Arkwright’s Mill, Cromford

Cromford Mill is a water powered cotton spinning mill and is located in the village of Cromford very close to Matlock Bath. It was the very first successful industrial scale cotton production factory and the first cotton spinning mill to be powered by water. It has had tremendous influence on the cotton industry throughout history as well as the Industrial Revolution, and is considered one of the first modern factories.

It was built by English entrepreneur Richard Arkwright, whose name resonates throughout the local communities of Matlock and Matlock Bath because of his influence on the area. He and his business partners operating at the mill in 1772, however most of the work was thought to be mostly experimental at first, until Arkwright filled a patent for a carding machine in 1775. This enabled him to turn raw cotton into yarn and Arkwright’s infamous water frame, which he patented in 1769, launched a mass production of cotton, making Arkwright his business partners a small fortune.

He later built or leased a number of mills throughout the country, including Masson Mill in Matlock Bath, and his cotton production process was adopted by other entrepreneurs in Britain and abroad. He later lost his patents, but most of the water powered cotton spinning mills worldwide were built under his licence.

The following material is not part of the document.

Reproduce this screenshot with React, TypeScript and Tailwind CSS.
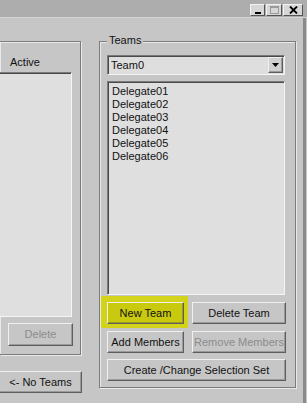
import React from "react";

const font = { fontFamily: '"Liberation Sans", Arial, sans-serif' };

const raisedBorder =
  "border border-t-[#f0f0f0] border-l-[#f0f0f0] border-r-[#5e5e5e] border-b-[#5e5e5e]";
const raised = `${raisedBorder} shadow-[inset_-1px_-1px_0_#9a9a9a]`;
const sunken =
  "border border-t-[#7a7a7a] border-l-[#7a7a7a] border-r-[#f4f4f4] border-b-[#f4f4f4] shadow-[inset_1px_1px_0_#4a4a4a]";
const etched =
  "border-[#7c7c7c] shadow-[inset_1px_1px_0_#e9e9e9,1px_1px_0_#e9e9e9]";

function Btn({
  label,
  disabled,
  highlight,
  className = "",
}: {
  label: string;
  disabled?: boolean;
  highlight?: boolean;
  className?: string;
}) {
  return (
    <div
      className={`${raisedBorder} ${
        highlight
          ? "bg-[#c9c90f] shadow-[inset_-1px_-1px_0_#9a9a20,-1px_-1px_0_5px_#d3d31c]"
          : "shadow-[inset_-1px_-1px_0_#9a9a9a]"
      } flex items-center justify-center h-[22px] text-[11px] leading-none ${
        disabled ? "text-[#8c8c8c]" : "text-[#111]"
      } ${className}`}
    >
      {label}
    </div>
  );
}

function TitleButton({ children, w }: { children: React.ReactNode; w: string }) {
  return (
    <div
      className={`${w} h-[12px] bg-[#d6d6d6] border border-t-[#f2f2f2] border-l-[#f2f2f2] border-r-[#555] border-b-[#555] flex items-center justify-center`}
    >
      {children}
    </div>
  );
}

export default function App() {
  const members = [
    "Delegate01",
    "Delegate02",
    "Delegate03",
    "Delegate04",
    "Delegate05",
    "Delegate06",
  ];

  return (
    <div className="w-[307px] h-[403px] bg-[#c6c6c6] overflow-hidden" style={font}>
      {/* title bar */}
      <div className="h-[17px] bg-[#adadad] flex justify-end items-start pt-[4px] pr-[4px] gap-[1px]">
        <TitleButton w="w-[15px]">
          <div className="w-[6px] h-[2px] bg-black mt-[6px]" />
        </TitleButton>
        <TitleButton w="w-[16px]">
          <div className="w-[9px] h-[8px] border border-[#9a9a9a] border-t-2" />
        </TitleButton>
        <TitleButton w="w-[20px]">
          <svg width="9" height="8" viewBox="0 0 9 8">
            <path d="M1 0.5 L8 7.5 M8 0.5 L1 7.5" stroke="#000" strokeWidth="1.8" />
          </svg>
        </TitleButton>
      </div>
      <div className="h-px bg-[#d4d4d4]" />

      <div className="flex pt-[23px] h-[385px] border-r-[3px] border-[#8a8a8a] w-[306px]">
        {/* left column */}
        <div className="w-[82px] flex flex-col">
          <div className={`w-[81px] border-t border-r border-b ${etched} flex flex-col pb-[8px]`}>
            <div className="pt-[14px] pl-[10px] h-[30px] text-[11px] leading-[13px] text-[#111]">
              Active
            </div>
            <div className="w-[72px] h-[245px] bg-[#dfdfdf] border-t border-r border-b border-t-[#7a7a7a] border-r-[#f6f6f6] border-b-[#f6f6f6] shadow-[inset_0_1px_0_#4a4a4a]" />
            <Btn label="Delete" disabled className="mt-[6px] ml-[8px] w-[65px] h-[23px]" />
          </div>
          <Btn label="<- No Teams" className="mt-[16px] w-[82px] border-l-0" />
        </div>

        {/* teams group */}
        <div className={`relative ml-[17px] w-[197px] h-[347px] border ${etched} pl-[7px] pt-[13px] flex flex-col`}>
          <div className="absolute -top-[8px] left-[7px] px-[2px] bg-[#c6c6c6] text-[11px] leading-[13px] text-[#111]">
            Teams
          </div>

          <div className={`w-[178px] h-[20px] bg-[#dedede] ${sunken} flex items-center justify-between pl-[3px] pr-px`}>
            <span className="text-[11px] leading-none text-[#111]">Team0</span>
            <div className={`w-[15px] h-[16px] bg-[#cfcfcf] ${raised} flex items-center justify-center`}>
              <svg width="7" height="4" viewBox="0 0 7 4">
                <path d="M0 0 H7 L3.5 4 Z" fill="#000" />
              </svg>
            </div>
          </div>

          <div className={`mt-[6px] w-[178px] h-[214px] bg-[#dfdfdf] ${sunken} pl-[4px] pt-[3px] text-[11px] leading-[13px] text-[#111]`}>
            {members.map((m) => (
              <div key={m}>{m}</div>
            ))}
          </div>

          <div className="mt-[7px] flex gap-[8px]">
            <Btn label="New Team" highlight className="w-[77px]" />
            <Btn label="Delete Team" className="w-[94px]" />
          </div>
          <div className="mt-[7px] flex gap-[8px]">
            <Btn label="Add Members" className="w-[77px]" />
            <Btn label="Remove Members" disabled className="w-[94px]" />
          </div>
          <Btn label="Create /Change Selection Set" className="mt-[6px] w-[179px]" />
        </div>
      </div>
    </div>
  );
}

After his death in 1792, the Cromford Mill passed to his son Robert Arkwright junior and the mill was owned by the Arkwright family until the early 20th century but ceased to function as a cotton spinning mill in the late 19th century. The mill buildings were largely rebuilt but a large part was beautifully restored to their original appearance in the late 20th and early 21st century. The machinery was either sold or given to museums but most of it was destroyed. The buildings of the former cotton spinning mills were used for other purposes while a part functioned as a dye factory, which operated right up until 1979. Once the dye factory closed its doors, the buildings of the former cotton spinning mill were bought by the Arkwright society, which was established in 1971.

This society decided to restore the buildings, in contrary to general conviction that it was best to abolish them. The society began a long and very costly restoration process which up to now has cost about £4 million. They have succeeded in restoring the former Arkwright mills and in 2001, UNESCO declared the Cromford Mill and other cotton mills in the Derwent Valley as a world Heritage site of Derwent Valley Mills. The mills stretch over 24 km in the Derwent Valley and cover an area of 12.3 km². The site consists of four main sites which besides the Cromford Mill, also include mills in Belper, Milford on Darley Abbey. In addition to the mills themselves, the world heritage site of Derwent Valley Mills also comprises workers buildings and structures that were related to the mills including the Cromford Canal and Cromford and High Peak Railway.

None of the mills function as cotton spinning mills but they do testify about the technological progress during the early phase of the Industrial Revolution, and also about their impact on social economic life in the area.